When we calculate the burden as a percentage of household income, we find that households in the lower income deciles would surrender a higher portion of their income under a Trump tariff than higher income households. A Trump tariff against all countries costs households in the lowest decile 53% of their annual income, while it would cost households in the highest decile 7% of their incomes. The tariffs would cost households in the second income decile 20% of their annual income—a figure that declines as we move up the income deciles. In other words, a Trump tariff against all countries (or even one against only China, Mexico and Japan) would be a regressive tax that burdens lower income households more than higher income households.  

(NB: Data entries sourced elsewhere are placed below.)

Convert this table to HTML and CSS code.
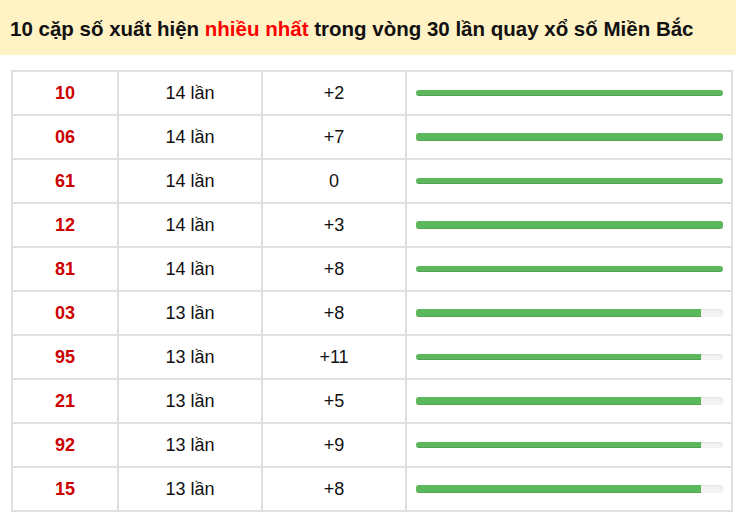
FILE: index.html
```html
<!DOCTYPE html>
<html lang="vi">
<head>
<meta charset="utf-8">
<link rel="stylesheet" href="styles.css">
</head>
<body>
<div class="header">10 cặp số xuất hiện&nbsp;<span class="hot">nhiều nhất</span>&nbsp;trong vòng 30 lần quay xổ số Miền Bắc</div>
<div class="wrap">
<table class="stats">
<tbody>
<tr><td class="num">10</td><td>14 lần</td><td>+2</td><td class="barcell"><div class="track"><div class="bar" style="width:100%"></div></div></td></tr>
<tr><td class="num">06</td><td>14 lần</td><td>+7</td><td class="barcell"><div class="track"><div class="bar" style="width:100%"></div></div></td></tr>
<tr><td class="num">61</td><td>14 lần</td><td>0</td><td class="barcell"><div class="track"><div class="bar" style="width:100%"></div></div></td></tr>
<tr><td class="num">12</td><td>14 lần</td><td>+3</td><td class="barcell"><div class="track"><div class="bar" style="width:100%"></div></div></td></tr>
<tr><td class="num">81</td><td>14 lần</td><td>+8</td><td class="barcell"><div class="track"><div class="bar" style="width:100%"></div></div></td></tr>
<tr><td class="num">03</td><td>13 lần</td><td>+8</td><td class="barcell"><div class="track"><div class="bar" style="width:92.9%"></div></div></td></tr>
<tr><td class="num">95</td><td>13 lần</td><td>+11</td><td class="barcell"><div class="track"><div class="bar" style="width:92.9%"></div></div></td></tr>
<tr><td class="num">21</td><td>13 lần</td><td>+5</td><td class="barcell"><div class="track"><div class="bar" style="width:92.9%"></div></div></td></tr>
<tr><td class="num">92</td><td>13 lần</td><td>+9</td><td class="barcell"><div class="track"><div class="bar" style="width:92.9%"></div></div></td></tr>
<tr><td class="num">15</td><td>13 lần</td><td>+8</td><td class="barcell"><div class="track"><div class="bar" style="width:92.9%"></div></div></td></tr>
</tbody>
</table>
</div>
</body>
</html>
```
FILE: styles.css
```css
html, body {
  margin: 0;
  padding: 0;
  background: #ffffff;
  font-family: "Liberation Sans", Arial, sans-serif;
  color: #111;
}
.header {
  height: 55px;
  background: #fff2c4;
  display: flex;
  align-items: center;
  padding-left: 10px;
  padding-top: 2px;
  box-sizing: border-box;
  font-size: 20.5px;
  font-weight: bold;
  white-space: nowrap;
}
.hot {
  color: #ff0000;
}
.wrap {
  padding: 15px 0 0 11px;
}
.stats {
  width: 722px;
  border-collapse: separate;
  border-spacing: 0;
  border-top: 2px solid #e0e0e0;
  border-left: 2px solid #e0e0e0;
  table-layout: fixed;
}
.stats td {
  box-sizing: border-box;
  height: 44px;
  border-right: 2px solid #e0e0e0;
  border-bottom: 2px solid #e0e0e0;
  text-align: center;
  vertical-align: middle;
  font-size: 18px;
  padding: 0;
}
.stats td:nth-child(1) { width: 106px; }
.stats td:nth-child(2) { width: 144px; }
.stats td:nth-child(3) { width: 144px; }
.stats td:nth-child(4) { width: 326px; }
.stats td.num {
  color: #cc0000;
  font-weight: bold;
}
.stats td.barcell {
  padding: 0 8px 0 9px;
}
.track {
  height: 6px;
  background: #f3f3f3;
  border-radius: 3px;
  box-shadow: inset 0 1px 2px rgba(0,0,0,0.08);
  overflow: hidden;
}
.stats tr:nth-child(even) .track {
  height: 8px;
}
.bar {
  height: 100%;
  background: #5cb85c;
  box-shadow: inset 0 -1px 0 rgba(0,0,0,0.12);
}
```
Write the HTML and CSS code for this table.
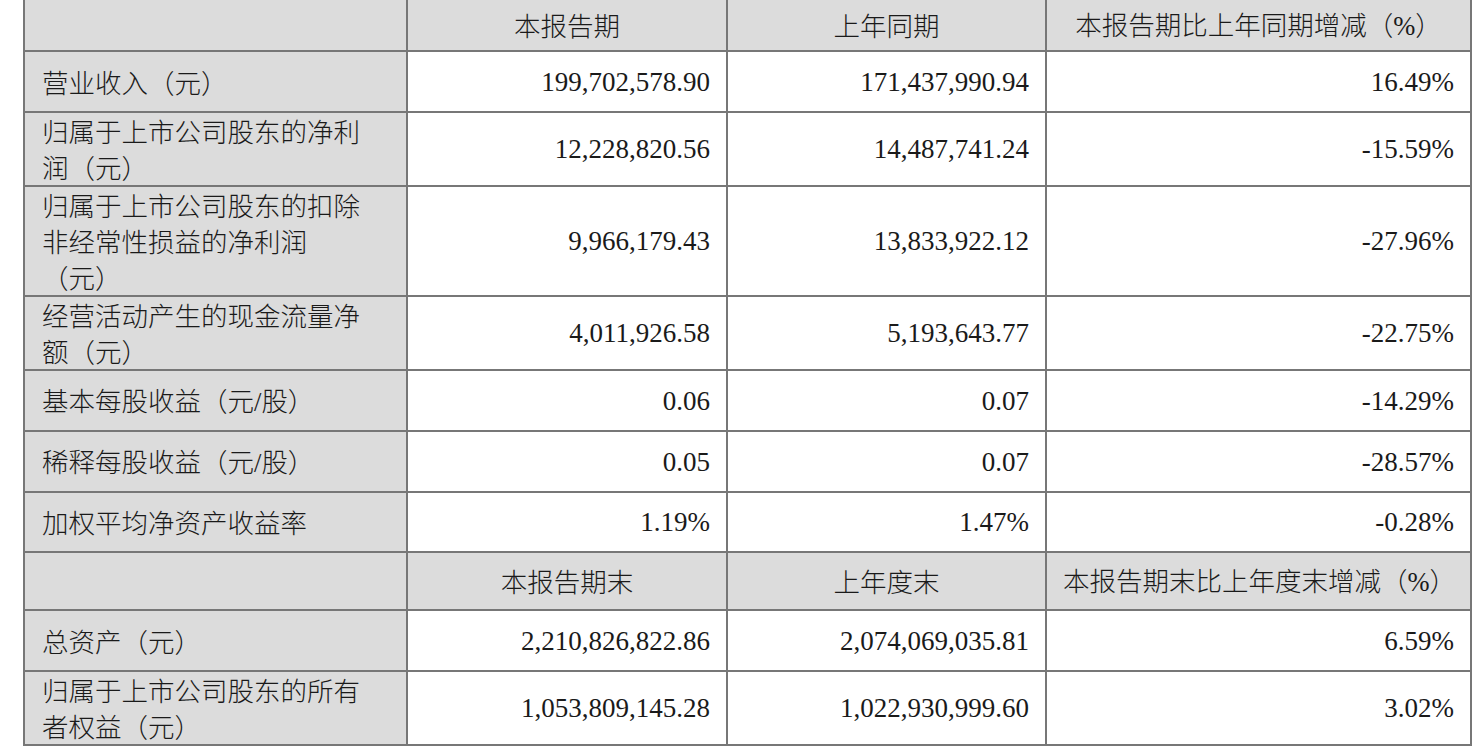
FILE: index.html
```html
<!DOCTYPE html>
<html lang="zh-CN">
<head>
<meta charset="utf-8">
<title>主要会计数据</title>
<link rel="stylesheet" href="styles.css">
</head>
<body>
<table class="fin">
  <colgroup>
    <col class="c-label"><col class="c-num"><col class="c-num2"><col class="c-pct">
  </colgroup>
  <tr class="head h1">
    <td class="lab"></td><td>本报告期</td><td>上年同期</td><td>本报告期比上年同期增减（<span class="lat">%</span>）</td>
  </tr>
  <tr class="r61">
    <td class="lab">营业收入（元）</td><td class="num">199,702,578.90</td><td class="num">171,437,990.94</td><td class="num">16.49%</td>
  </tr>
  <tr class="r72">
    <td class="lab">归属于上市公司股东的净利润（元）</td><td class="num">12,228,820.56</td><td class="num">14,487,741.24</td><td class="num">-15.59%</td>
  </tr>
  <tr class="r109">
    <td class="lab">归属于上市公司股东的扣除非经常性损益的净利润<br>（元）</td><td class="num">9,966,179.43</td><td class="num">13,833,922.12</td><td class="num">-27.96%</td>
  </tr>
  <tr class="r74">
    <td class="lab">经营活动产生的现金流量净额（元）</td><td class="num">4,011,926.58</td><td class="num">5,193,643.77</td><td class="num">-22.75%</td>
  </tr>
  <tr class="r61">
    <td class="lab">基本每股收益（元<span class="lat">/</span>股）</td><td class="num">0.06</td><td class="num">0.07</td><td class="num">-14.29%</td>
  </tr>
  <tr class="r61">
    <td class="lab">稀释每股收益（元<span class="lat">/</span>股）</td><td class="num">0.05</td><td class="num">0.07</td><td class="num">-28.57%</td>
  </tr>
  <tr class="r60">
    <td class="lab">加权平均净资产收益率</td><td class="num">1.19%</td><td class="num">1.47%</td><td class="num">-0.28%</td>
  </tr>
  <tr class="head h2">
    <td class="lab"></td><td>本报告期末</td><td>上年度末</td><td>本报告期末比上年度末增减（<span class="lat">%</span>）</td>
  </tr>
  <tr class="r61">
    <td class="lab">总资产（元）</td><td class="num">2,210,826,822.86</td><td class="num">2,074,069,035.81</td><td class="num">6.59%</td>
  </tr>
  <tr class="r72">
    <td class="lab">归属于上市公司股东的所有者权益（元）</td><td class="num">1,053,809,145.28</td><td class="num">1,022,930,999.60</td><td class="num">3.02%</td>
  </tr>
</table>
</body>
</html>
```

FILE: styles.css
```css
html, body {
  margin: 0;
  padding: 0;
  background: #ffffff;
}

.fin {
  margin: -2px 0 0 23px;
  border-collapse: collapse;
  table-layout: fixed;
  width: 1447px;
  font-family: "Liberation Serif", "Noto Sans CJK SC", serif;
  color: #1a1a1a;
}

.c-label { width: 383px; }
.c-num { width: 320px; }
.c-num2 { width: 319px; }
.c-pct { width: 425px; }

.fin td {
  border: 2px solid #777777;
  padding: 0 16px;
  vertical-align: middle;
  font-size: 27px;
  line-height: 36px;
  overflow: hidden;
}

.fin td.lab {
  background: #dcdcdc;
  font-family: "Noto Sans CJK SC", sans-serif;
  font-weight: 300;
  font-size: 26.5px;
  line-height: 36px;
  text-align: left;
  padding-left: 17px;
  padding-right: 34px;
}

.fin td.num {
  text-align: right;
  padding-right: 16px;
}

.head td {
  background: #dcdcdc;
  text-align: center;
  font-family: "Noto Sans CJK SC", sans-serif;
  font-weight: 300;
  font-size: 26.5px;
  white-space: nowrap;
}

.lat {
  font-family: "Liberation Serif", serif;
  font-weight: 400;
}

.h1 td { height: 50px; }
.h2 td { height: 56px; }
.r60 td { height: 58px; }
.r61 td { height: 59px; }
.r72 td { height: 70px; }
.r74 td { height: 72px; }
.r109 td { height: 107px; }
```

Combine this with a set of tax cuts that will benefit the rich most and it seems clear that this aspect of populism ought not to be popular at all. Introducing tariffs may not mean a smaller loaf but it will mean that Americans lose their shirts.
* He was wrong about that too. If home rule had been granted in the late 19th century, a lot of bloodshed might have been avoided.
** Admittedly this category is ill-defined. In my view populism defines policies that may seem popular but would have negative effects, either on individual rights or (often) on the very people that support them.